If one of the root of the equation $a{x}^2+bx+c=0$  is reciprocal of the one root of the equation $a_1{x}^2+b_{1}x+c_1=0$ , then:

The given quadratic equation is $a{x}^2+bx+c=0$

If $\alpha$  be the roots of the equation, by the given condition

Then $\frac{1}{\alpha }$  is the roots of $a_1{x}^2+b_{1}x+c_1=0$

$\therefore$  $a{\alpha }^2+b\alpha +c=0$                                                   …(1)

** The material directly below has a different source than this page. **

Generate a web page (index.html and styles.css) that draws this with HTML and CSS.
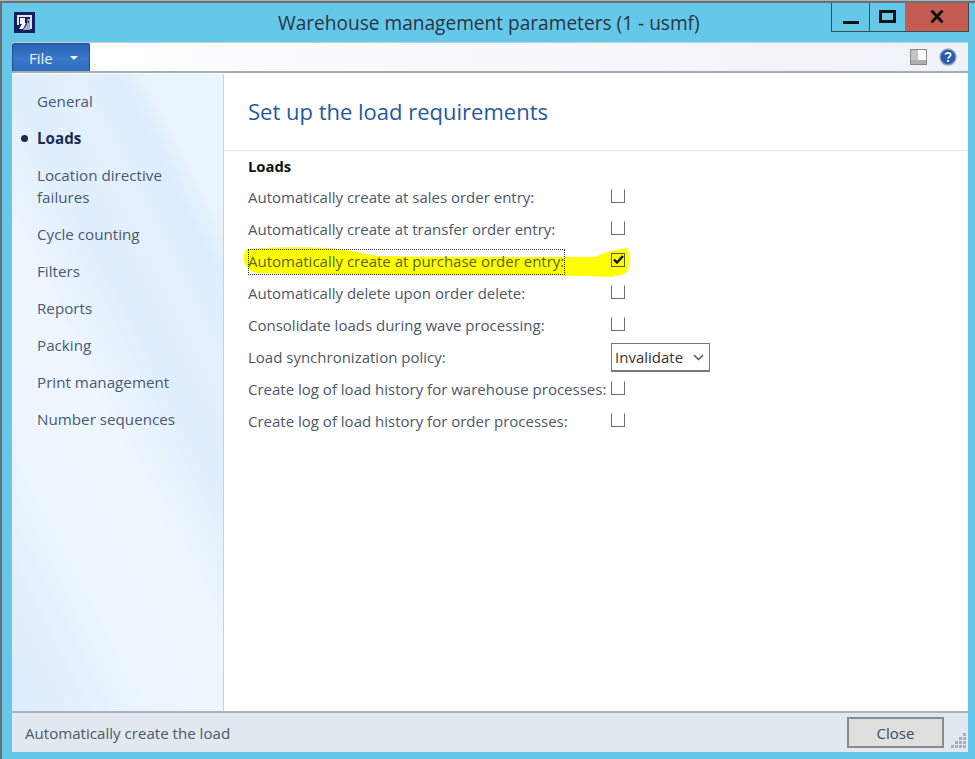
FILE: index.html
```html
<!DOCTYPE html>
<html lang="en">
<head>
<meta charset="utf-8">
<title>Warehouse management parameters</title>
<link rel="stylesheet" href="styles.css">
</head>
<body>
<div class="window">
  <header class="titlebar">
    <svg class="app-icon" width="21" height="21" viewBox="0 0 21 21">
      <rect width="21" height="21" fill="#14205e"/>
      <path d="M3 3h15v14h-2V5H5v8H3z" fill="#dfe4f0"/>
      <path d="M6 6h5v5h1L9 17H5l3-5H6z" fill="#f6f8fc"/>
      <path d="M13 7h3v11H9l4-6z" fill="#9fadcc"/>
      <path d="M13.500 8.500H15V11h-1.500z" fill="#2a3a78"/>
    </svg>
    <h1 class="title">Warehouse management parameters (1 - usmf)</h1>
    <div class="caption-buttons">
      <div class="cap cap-min"><span class="min-glyph"></span></div>
      <div class="cap cap-max"><span class="max-glyph"></span></div>
      <div class="cap cap-close">
        <svg width="14" height="13" viewBox="0 0 14 13"><path d="M1.500 0.500 12.500 12.500M12.500 0.500 1.500 12.500" stroke="#111" stroke-width="3" fill="none"/></svg>
      </div>
    </div>
  </header>
  <div class="client">
    <div class="toolbar">
      <div class="file-tab"><span>File</span><span class="file-arrow"></span></div>
      <div class="toolbar-icons">
        <svg width="17" height="16" viewBox="0 0 17 16">
          <rect x="0.500" y="0.500" width="16" height="15" fill="#fafafa" stroke="#8a8a8a"/>
          <rect x="1" y="1" width="7" height="14" fill="#c2c2c2"/>
          <rect x="1" y="11" width="15" height="4" fill="#b0b0b0"/>
        </svg>
        <svg width="18" height="18" viewBox="0 0 18 18">
          <circle cx="9" cy="9" r="8" fill="#2a5cb0" stroke="#9aa4b4" stroke-width="1.400"/>
          <path d="M6.400 6.600C6.600 4.400 11.600 4.200 11.700 6.900 11.800 8.700 9.200 8.800 9.100 10.600" stroke="#fff" stroke-width="1.800" fill="none"/>
          <rect x="8.100" y="12" width="2" height="2" fill="#fff"/>
        </svg>
      </div>
    </div>
    <div class="main">
      <nav class="nav">
        <a class="nav-item">General</a>
        <a class="nav-item nav-active">Loads</a>
        <a class="nav-item">Location directive failures</a>
        <a class="nav-item">Cycle counting</a>
        <a class="nav-item">Filters</a>
        <a class="nav-item">Reports</a>
        <a class="nav-item">Packing</a>
        <a class="nav-item">Print management</a>
        <a class="nav-item">Number sequences</a>
      </nav>
      <section class="content">
        <h2 class="heading">Set up the load requirements</h2>
        <div class="form">
          <h3 class="group">Loads</h3>
          <div class="row"><span class="label">Automatically create at sales order entry:</span><span class="check"></span></div>
          <div class="row"><span class="label">Automatically create at transfer order entry:</span><span class="check"></span></div>
          <div class="row">
            <svg class="highlight" width="390" height="36" viewBox="0 0 390 36">
              <path d="M4 4C30 2 60 2 85 3 105 4 118 9 135 11 210 12 290 12 352 12 362 7 372 5 384 3 388 10 387 22 383 28 372 33 362 32 345 31 260 30 180 31 110 30 70 29 40 29 14 28 3 26-1 16 1 9 2 6 3 5 4 4Z" fill="#ffff00"/>
            </svg>
            <span class="label label-focus">Automatically create at purchase order entry:</span>
            <span class="check check-on">
              <svg width="11" height="9" viewBox="0 0 11 9"><path d="M1 4.500 4 7.500 10 1" stroke="#111" stroke-width="2.400" fill="none"/></svg>
            </span>
          </div>
          <div class="row"><span class="label">Automatically delete upon order delete:</span><span class="check"></span></div>
          <div class="row"><span class="label">Consolidate loads during wave processing:</span><span class="check"></span></div>
          <div class="row row-select"><span class="label">Load synchronization policy:</span>
            <span class="select">Invalidate
              <svg width="11" height="7" viewBox="0 0 11 7"><path d="M1 1 5.500 5.500 10 1" stroke="#555" stroke-width="1.500" fill="none"/></svg>
            </span>
          </div>
          <div class="row"><span class="label">Create log of load history for warehouse processes:</span><span class="check"></span></div>
          <div class="row"><span class="label">Create log of load history for order processes:</span><span class="check"></span></div>
        </div>
      </section>
    </div>
    <footer class="status">
      <span class="status-text">Automatically create the load</span>
      <button class="close-btn">Close</button>
      <svg class="grip" width="15" height="15" viewBox="0 0 15 15" fill="#aab0b8">
        <rect x="12" y="0" width="3" height="3"/>
        <rect x="12" y="4" width="3" height="3"/><rect x="8" y="4" width="3" height="3"/>
        <rect x="12" y="8" width="3" height="3"/><rect x="8" y="8" width="3" height="3"/><rect x="4" y="8" width="3" height="3"/>
        <rect x="12" y="12" width="3" height="3"/><rect x="8" y="12" width="3" height="3"/><rect x="4" y="12" width="3" height="3"/><rect x="0" y="12" width="3" height="3"/>
      </svg>
    </footer>
  </div>
</div>
</body>
</html>
```
FILE: styles.css
```css
* { box-sizing: border-box; }
html, body { margin: 0; padding: 0; }
body {
  width: 975px;
  height: 759px;
  overflow: hidden;
  background: #fff;
  font-family: "Open Sans", "Noto Sans", sans-serif;
  color: #4d5768;
}
.window {
  width: 975px;
  height: 759px;
  padding: 2px 0 0 2px;
  background: #65c8e9;
  border-top: 1px solid #a9b4ba;
  display: flex;
  flex-direction: column;
  box-shadow: inset 2px 2px 0 #6b6f72;
}
.titlebar {
  height: 39px;
  flex: none;
  display: flex;
  position: relative;
  align-items: flex-start;
}
.app-icon { margin: 9px 0 0 12px; flex: none; }
.title {
  margin: 6px 0 0 243px;
  font-size: 19.1px;
  font-weight: 400;
  color: #2b3442;
  line-height: 28px;
  white-space: nowrap;
}
.caption-buttons {
  position: absolute;
  top: 0;
  right: 6px;
  display: flex;
  height: 29px;
  border: 1px solid #3f4a50;
  border-top: 0;
}
.cap { display: flex; align-items: center; justify-content: center; height: 100%; }
.cap-min { width: 38px; border-right: 1px solid #3f4a50; }
.cap-max { width: 35px; }
.cap-close { width: 63px; background: #c45a50; }
.min-glyph { width: 16px; height: 3px; background: #111; margin-top: 10px; }
.max-glyph { width: 17px; height: 13px; border: 3px solid #111; margin-top: -2px; }
.cap-close svg { margin-top: -2px; }
.client {
  margin: 0 7px 7px 10px;
  flex: 1;
  display: flex;
  flex-direction: column;
  min-height: 0;
  background: #fff;
}
.toolbar {
  height: 31px;
  flex: none;
  display: flex;
  justify-content: space-between;
  align-items: flex-start;
  background: linear-gradient(90deg, #fff 0%, #f6f9fc 50%, #eef3f9 100%);
  border-top: 1px solid #c5cfd6;
  border-bottom: 2px solid #a6acb2;
}
.file-tab {
  width: 78px;
  height: 28px;
  background: linear-gradient(180deg, #2862b4 0%, #3a78c8 55%, #2f6cc0 100%);
  border: 1px solid #1f4f99;
  border-bottom: 0;
  border-radius: 2px 2px 0 0;
  color: #e8f1fb;
  font-size: 15px;
  display: flex;
  align-items: center;
  padding: 0 0 0 16px;
  gap: 17px;
}
.file-arrow {
  width: 0;
  height: 0;
  border-left: 4px solid transparent;
  border-right: 4px solid transparent;
  border-top: 4px solid #f4f8fc;
}
.toolbar-icons { display: flex; align-items: center; gap: 12px; padding: 5px 11px 0 0; }
.main { flex: 1; display: flex; min-height: 0; margin-top: 1px; }
.nav {
  width: 212px;
  flex: none;
  display: flex;
  flex-direction: column;
  padding: 16px 34px 0 25px;
  border-right: 1px solid #c3d3e6;
  background: linear-gradient(63deg,
    #dcecfb 0,
    #e6f2fd 90px,
    #edf6fe 130px,
    #eef6fe 220px,
    #dfeefc 290px,
    #e4f1fd 340px,
    #dcedfc 380px,
    #e9f4fe 410px,
    #eaf4fd 476px);
}
.nav-item {
  font-size: 15.2px;
  line-height: 22px;
  color: #4a5874;
  margin-bottom: 15px;
  position: relative;
}
.nav-active { color: #1b2a56; font-weight: 700; }
.nav-active::before {
  content: "";
  position: absolute;
  left: -16px;
  top: 8px;
  width: 7px;
  height: 7px;
  border-radius: 50%;
  background: #1b2a56;
}
.content { flex: 1; min-width: 0; }
.heading {
  margin: 0;
  height: 77px;
  padding: 22px 0 0 24px;
  font-size: 22px;
  line-height: 30px;
  font-weight: 400;
  color: #1f5aa0;
  border-bottom: 1px solid #dde4ea;
}
.form { padding: 4px 0 0 24px; }
.group {
  margin: 0 0 5px;
  font-size: 14.8px;
  line-height: 22px;
  font-weight: 700;
  color: #111;
}
.row {
  height: 32px;
  display: flex;
  align-items: center;
  position: relative;
}
.label { width: 363px; font-size: 15px; line-height: 20px; white-space: nowrap; color: #4d5768; position: relative; flex: none; top: -1px; }
.label-focus { color: #5a6420; }
.label-focus::after {
  content: "";
  position: absolute;
  left: 0;
  top: -2px;
  width: 315px;
  height: 24px;
  border: 1px dotted #333;
}
.highlight { position: absolute; left: -5px; top: -1px; }
.check {
  width: 14px;
  height: 14px;
  margin: -5px 0 0 0;
  border: 1px solid #6d6d78;
  border-top-color: transparent;
  position: relative;
  display: flex;
  align-items: center;
  justify-content: center;
}
.check-on { border-color: #555; }
.row-select .label { margin-top: -1px; }
.select {
  margin: -1px 0 0 0;
  width: 99px;
  height: 29px;
  border: 1px solid #777;
  border-bottom-width: 2px;
  color: #333;
  font-size: 15px;
  display: flex;
  align-items: center;
  justify-content: space-between;
  padding: 0 5px 0 3px;
  background: #fff;
}
.status {
  height: 41px;
  flex: none;
  display: flex;
  align-items: center;
  background: #e1e8ef;
  border-top: 2px solid #a9b3bd;
  padding-left: 13px;
  position: relative;
}
.status-text { font-size: 15.1px; color: #4d5768; flex: 1; }
.close-btn {
  width: 97px;
  height: 31px;
  margin-right: 24px;
  border: 2px solid #8b8b8b;
  background: #dfdfdd;
  color: #3b4c66;
  font: 15px "Open Sans", "Noto Sans", sans-serif;
}
.grip { position: absolute; right: 2px; bottom: 4px; }
```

and $a_1\frac{1}{{\alpha }^2}+b_1\frac{1}{\alpha }{c}_1=0$

$\Rightarrow$  $c_1{\alpha }^2+b_1\alpha +a_1=0$                                              …(2)

Solving (1) and (2):

 $\frac{{\alpha }^2}{b{a}_1-b_{1}c}=\frac{\alpha }{c{c}_1-a{a}_1}=\frac{1}{a{b}_1-b{c}_1}$

$\Rightarrow$ ${\left(c{c}_1-a{a}_1\right)}^2=\left(b{a}_1-b_{1}c\right)\left(a{b}_1-b{c}_1\right)$

Hence${\left(a{a}_1-c{c}_1\right)}^2=\left(b{c}_1-b_{1}a\right)\left(b_{1}c-a_{1}b\right)$ .